- [PROBLEM STATEMENT] Reproduce the records below in full and exactly, without their images.

- [INFORMATION PROVIDED]
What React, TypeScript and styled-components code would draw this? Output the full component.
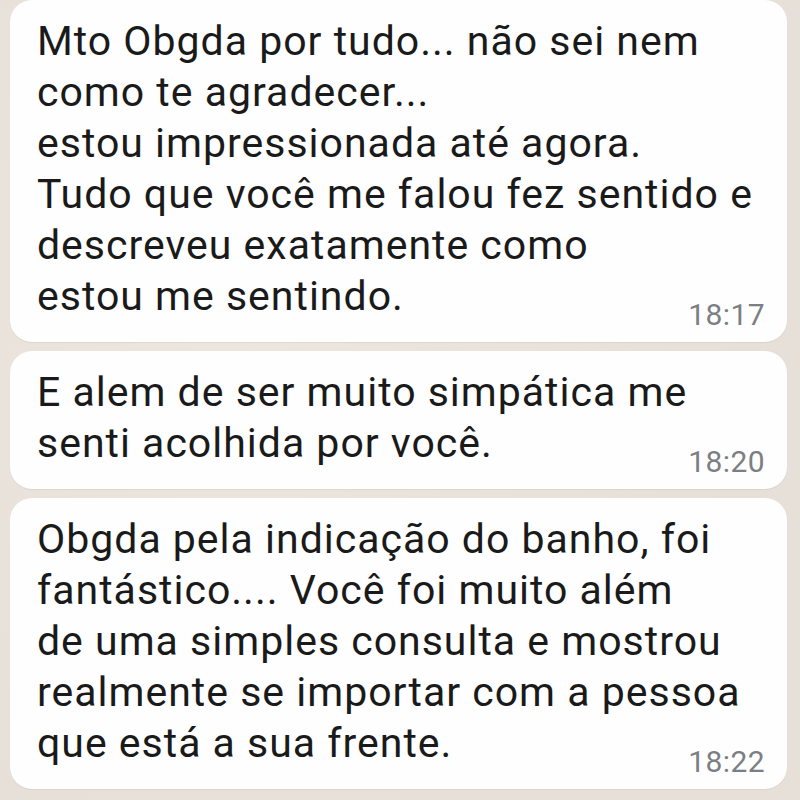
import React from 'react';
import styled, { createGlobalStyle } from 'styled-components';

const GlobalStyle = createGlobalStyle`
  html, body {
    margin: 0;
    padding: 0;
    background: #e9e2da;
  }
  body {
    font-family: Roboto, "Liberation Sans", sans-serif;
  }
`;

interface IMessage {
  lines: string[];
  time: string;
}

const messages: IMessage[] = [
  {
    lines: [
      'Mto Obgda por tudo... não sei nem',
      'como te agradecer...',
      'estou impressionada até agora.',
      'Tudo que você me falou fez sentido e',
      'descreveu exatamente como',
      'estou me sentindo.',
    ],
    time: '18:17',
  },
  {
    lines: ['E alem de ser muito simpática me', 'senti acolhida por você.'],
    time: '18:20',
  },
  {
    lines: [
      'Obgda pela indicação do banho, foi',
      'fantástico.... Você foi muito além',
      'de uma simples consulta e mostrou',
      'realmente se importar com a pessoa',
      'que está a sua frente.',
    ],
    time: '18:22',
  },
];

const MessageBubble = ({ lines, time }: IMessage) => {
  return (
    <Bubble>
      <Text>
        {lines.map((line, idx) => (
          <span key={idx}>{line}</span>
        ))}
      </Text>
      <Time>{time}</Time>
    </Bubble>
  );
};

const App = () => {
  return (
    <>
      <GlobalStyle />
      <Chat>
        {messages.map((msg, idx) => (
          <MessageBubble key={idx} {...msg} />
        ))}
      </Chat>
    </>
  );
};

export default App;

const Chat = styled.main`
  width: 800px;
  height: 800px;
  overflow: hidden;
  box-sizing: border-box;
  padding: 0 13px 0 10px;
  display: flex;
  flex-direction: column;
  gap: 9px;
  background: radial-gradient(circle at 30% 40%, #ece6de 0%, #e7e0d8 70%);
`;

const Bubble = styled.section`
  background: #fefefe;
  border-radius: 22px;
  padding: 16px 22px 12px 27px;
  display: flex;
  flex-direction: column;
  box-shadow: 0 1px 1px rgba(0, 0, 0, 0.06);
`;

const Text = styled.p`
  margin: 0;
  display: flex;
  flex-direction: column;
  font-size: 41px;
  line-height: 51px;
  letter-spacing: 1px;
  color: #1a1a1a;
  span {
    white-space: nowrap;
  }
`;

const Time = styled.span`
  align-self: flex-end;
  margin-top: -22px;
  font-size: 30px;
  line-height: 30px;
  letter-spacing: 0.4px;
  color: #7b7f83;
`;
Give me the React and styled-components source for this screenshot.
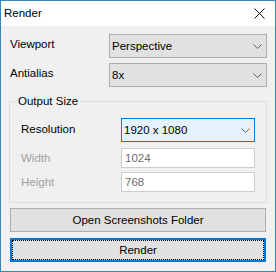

- [EXERCISE ANSWER]
What React, TypeScript and styled-components code would draw this? Output the full component.
import React from 'react';
import styled, { createGlobalStyle } from 'styled-components';

const GlobalStyle = createGlobalStyle`
  html, body {
    margin: 0;
    padding: 0;
    background: #e9e2da;
  }
  body {
    font-family: Roboto, "Liberation Sans", sans-serif;
  }
`;

interface IMessage {
  lines: string[];
  time: string;
}

const messages: IMessage[] = [
  {
    lines: [
      'Mto Obgda por tudo... não sei nem',
      'como te agradecer...',
      'estou impressionada até agora.',
      'Tudo que você me falou fez sentido e',
      'descreveu exatamente como',
      'estou me sentindo.',
    ],
    time: '18:17',
  },
  {
    lines: ['E alem de ser muito simpática me', 'senti acolhida por você.'],
    time: '18:20',
  },
  {
    lines: [
      'Obgda pela indicação do banho, foi',
      'fantástico.... Você foi muito além',
      'de uma simples consulta e mostrou',
      'realmente se importar com a pessoa',
      'que está a sua frente.',
    ],
    time: '18:22',
  },
];

const MessageBubble = ({ lines, time }: IMessage) => {
  return (
    <Bubble>
      <Text>
        {lines.map((line, idx) => (
          <span key={idx}>{line}</span>
        ))}
      </Text>
      <Time>{time}</Time>
    </Bubble>
  );
};

const App = () => {
  return (
    <>
      <GlobalStyle />
      <Chat>
        {messages.map((msg, idx) => (
          <MessageBubble key={idx} {...msg} />
        ))}
      </Chat>
    </>
  );
};

export default App;

const Chat = styled.main`
  width: 800px;
  height: 800px;
  overflow: hidden;
  box-sizing: border-box;
  padding: 0 13px 0 10px;
  display: flex;
  flex-direction: column;
  gap: 9px;
  background: radial-gradient(circle at 30% 40%, #ece6de 0%, #e7e0d8 70%);
`;

const Bubble = styled.section`
  background: #fefefe;
  border-radius: 22px;
  padding: 16px 22px 12px 27px;
  display: flex;
  flex-direction: column;
  box-shadow: 0 1px 1px rgba(0, 0, 0, 0.06);
`;

const Text = styled.p`
  margin: 0;
  display: flex;
  flex-direction: column;
  font-size: 41px;
  line-height: 51px;
  letter-spacing: 1px;
  color: #1a1a1a;
  span {
    white-space: nowrap;
  }
`;

const Time = styled.span`
  align-self: flex-end;
  margin-top: -22px;
  font-size: 30px;
  line-height: 30px;
  letter-spacing: 0.4px;
  color: #7b7f83;
`;
Give me the React and styled-components source for this screenshot.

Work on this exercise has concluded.